Selain larangan mengonsumsi alkohol, motif dari karyawan tidak terbatas pada minimnya lapangan pekerjaan. Meli, karyawan kopang asal Lumajang menganggap pekerjaan yang sedang ia jalani terbatas pada penyaluran hobi. “Saya sekolah SMA berhenti saat masih kelas satu,” kata Meli. Pada masa itu, ia sudah kerap memasuki warung remang-remang.

Saya masih perawan waktu itu,” imbuh Meli.
Kalau sekarang?” sahut Jaka
Ya sudah tidak,” jawab Meli sambil berkelakar

Keluarga Meli tahu pekerjaan yang sedang ia jalani. Prinsip yang dipegang, ungkap Meli, tidak boleh membuat masalah dengan masyarakat sekitar. Tidak membuat malu keluarga. Untuk itu dia tidak menjadi pekerja seks di daerah Pasirian, Lumajang. “Sebelum ke lesehan ini (sebutan lain untuk kopang) saya kerja di Sudat. Di sana gajinya cuma enam ratus,” ucap Meli.

Sudat itu, tambah Meli, bos pekerja seks komersial di kawasan Wuluhan. Meski bekerja delapan bulan Meli tidak mendapat kenaikan upah. Hal itu yang menjadi alasan bekerja di kopang di bilangan Silir, Wuluhan. “Di sini gajinya tujuh ratus. Akan dinaikan setelah beberapa bulan,” ungkap Meli.

***

Banyak pandangan miring terhadap karyawan kopang. Bahwa mereka sekaligus menjadi pekerja seks komersil adalah mutlak adanya. Meski tidak dapat dipungkiri, pemilik kopang melakukan transaksi jasa seks untuk pengunjung. “Jika ingin membawa karyawan harus merunding pada bosnya,” kata Atok salah satu pengunjung kopang.

Mendengar itu Meli menolak anggapan itu. Di tempat ia bekerja tidak menyediakan jasa seks. “Di sini anak-anaknya gabisa dibuat ‘cabutan’ mas,” kata Meli. Atok menganggap mustahil karyawan kopang tidak menerima ‘cabutan’. Istilah ini dipakai untuk transaksi membawa salah satu karyawan untuk berhubungan seks di manapun selain di dalam warung. Setelah mendengar jawaban Atok, Meli pindah ke tempat duduk pengunjung yang lain.

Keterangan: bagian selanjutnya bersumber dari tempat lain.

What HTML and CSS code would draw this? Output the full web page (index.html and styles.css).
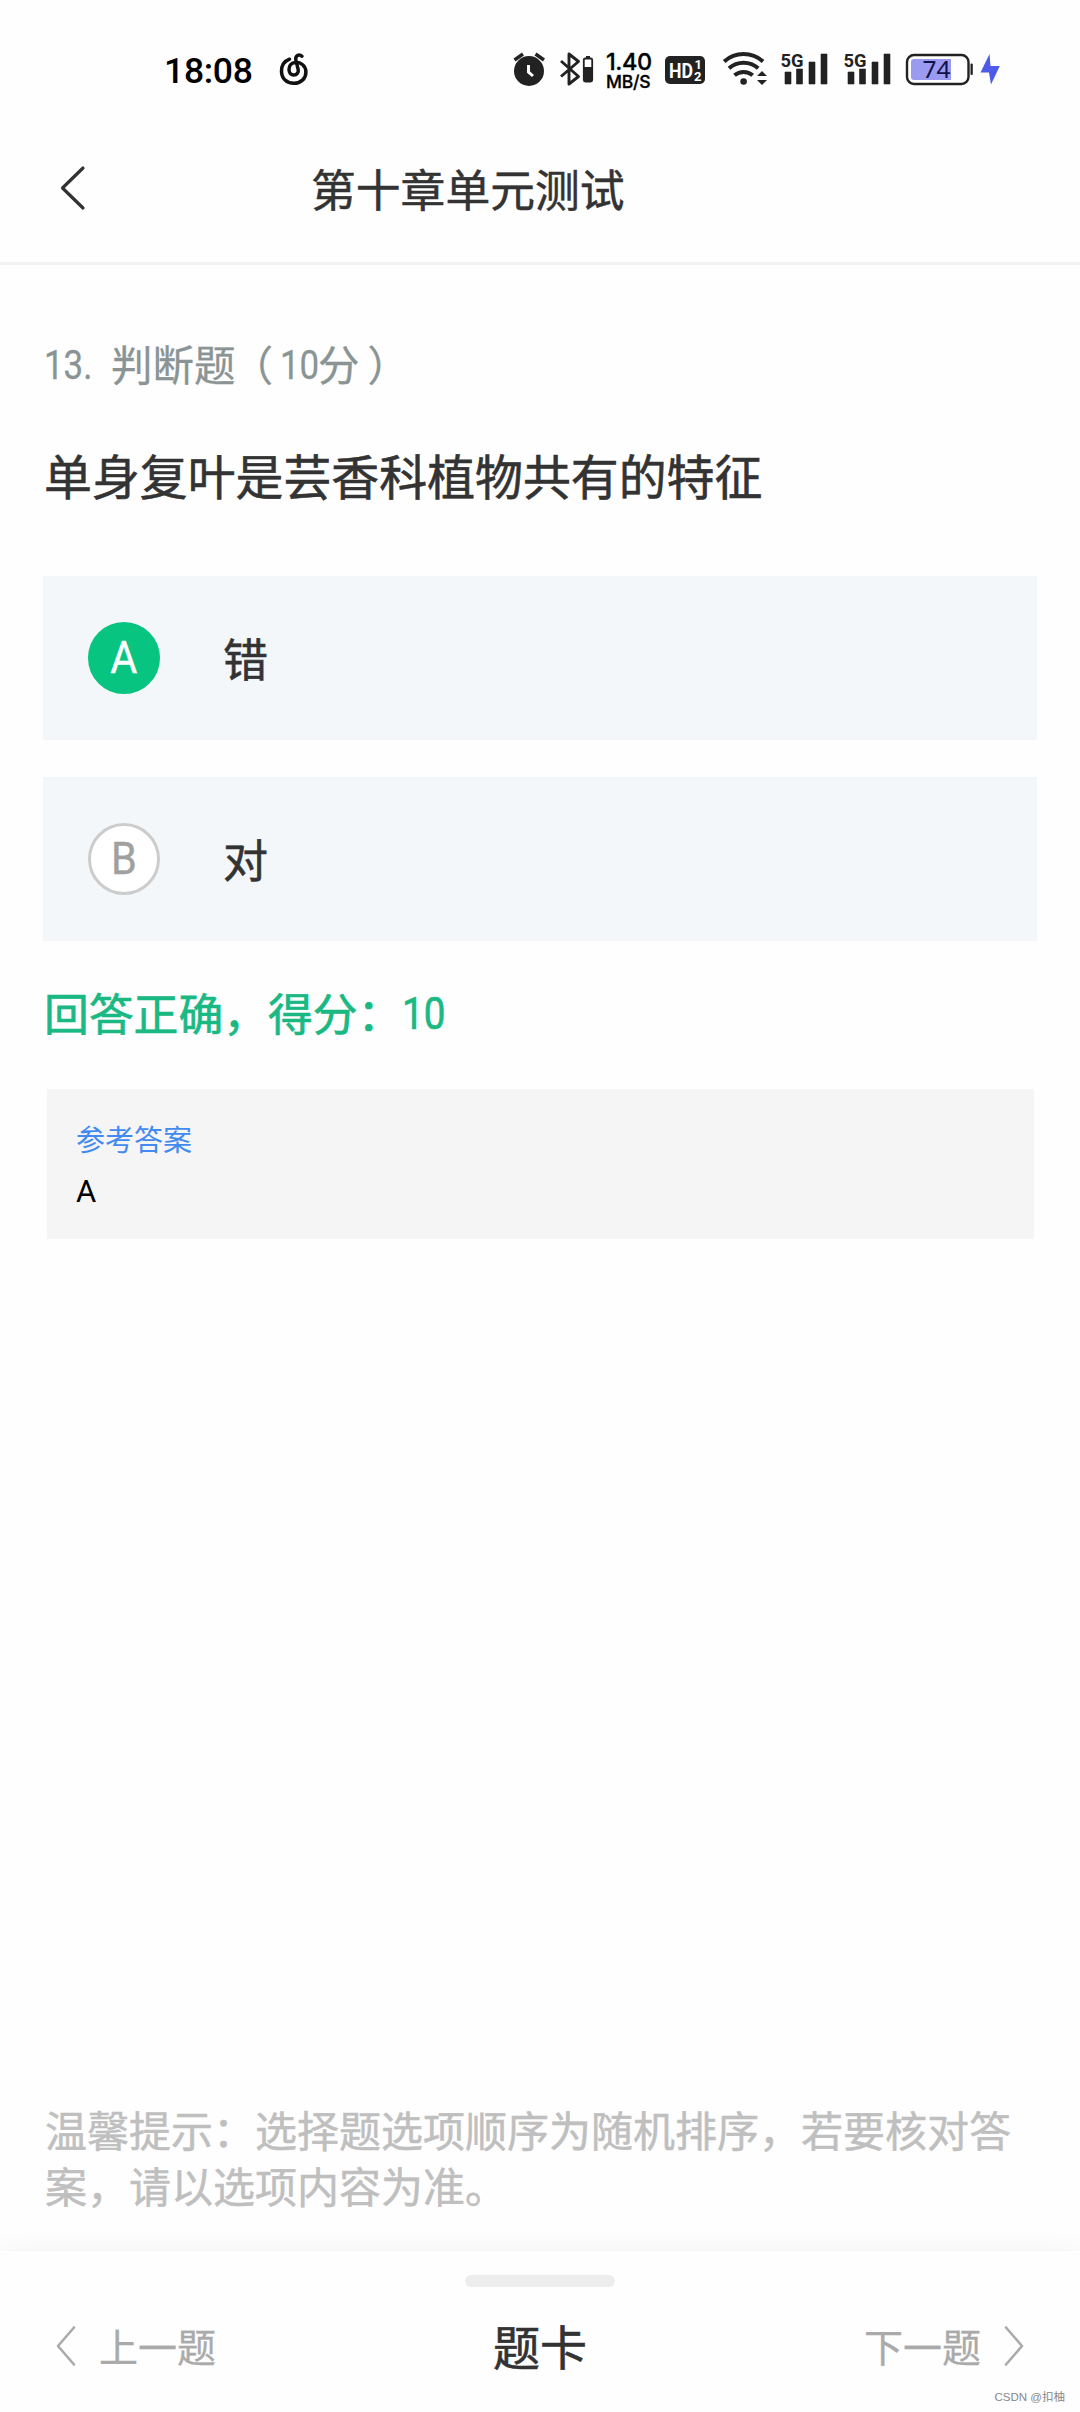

Pandangan miring yang bekembang di masyarakat tentang praktik ‘grepe’. Yaitu menyentuh seluruh badan karyawan kopang tanpa terkecuali. Mereka menyimpulkan bahwa tubuh mereka rela di grepe. “Mustahil tidak melayani jasa seks,” komentar yang berkembang di masyarakat.

Saya mengajukan pertanyaan yang sama tentang motif bekerja di kopang terhadap empat karyawan kopang. Saat satu karyawan sedang mengobrol dengan saya, Reni sedang di grepe oleh teman saya. Namanya Ratih, pemilik kopang yang juga duduk bersama pengunjung yang datang. Salah satu teman mengatakan bahwa Reni terlihat cocok untuk hubungan serius.

Arek wedok ngene iki lo penak diajak urip soro bareng,” katanya sambil menunjuk Reni
Urip wes soro malah diajak soro maneh to mas-mas,” timpal Ratih kepada teman saya.

Ratih mengatakan, jika dia dan semua karyawan kopang anak orang kaya. Tidak mungkin dan perlu bagi mereka untuk bekerja di kopang.

***

Setelah kopi kami habis, salah satu teman bertanya harga yang harus kami bayar. “Kopi papat, pat likur ewu mas,” ucap Acik. Kopi sudah kami bayar dan pulang. Di dekat pintu, Reni dipangku dan dipeluk oleh pengunjung yang baru datang. Ia menjulurkan tangan kepada kami sembari berpesan untuk kembali datang di warung ini.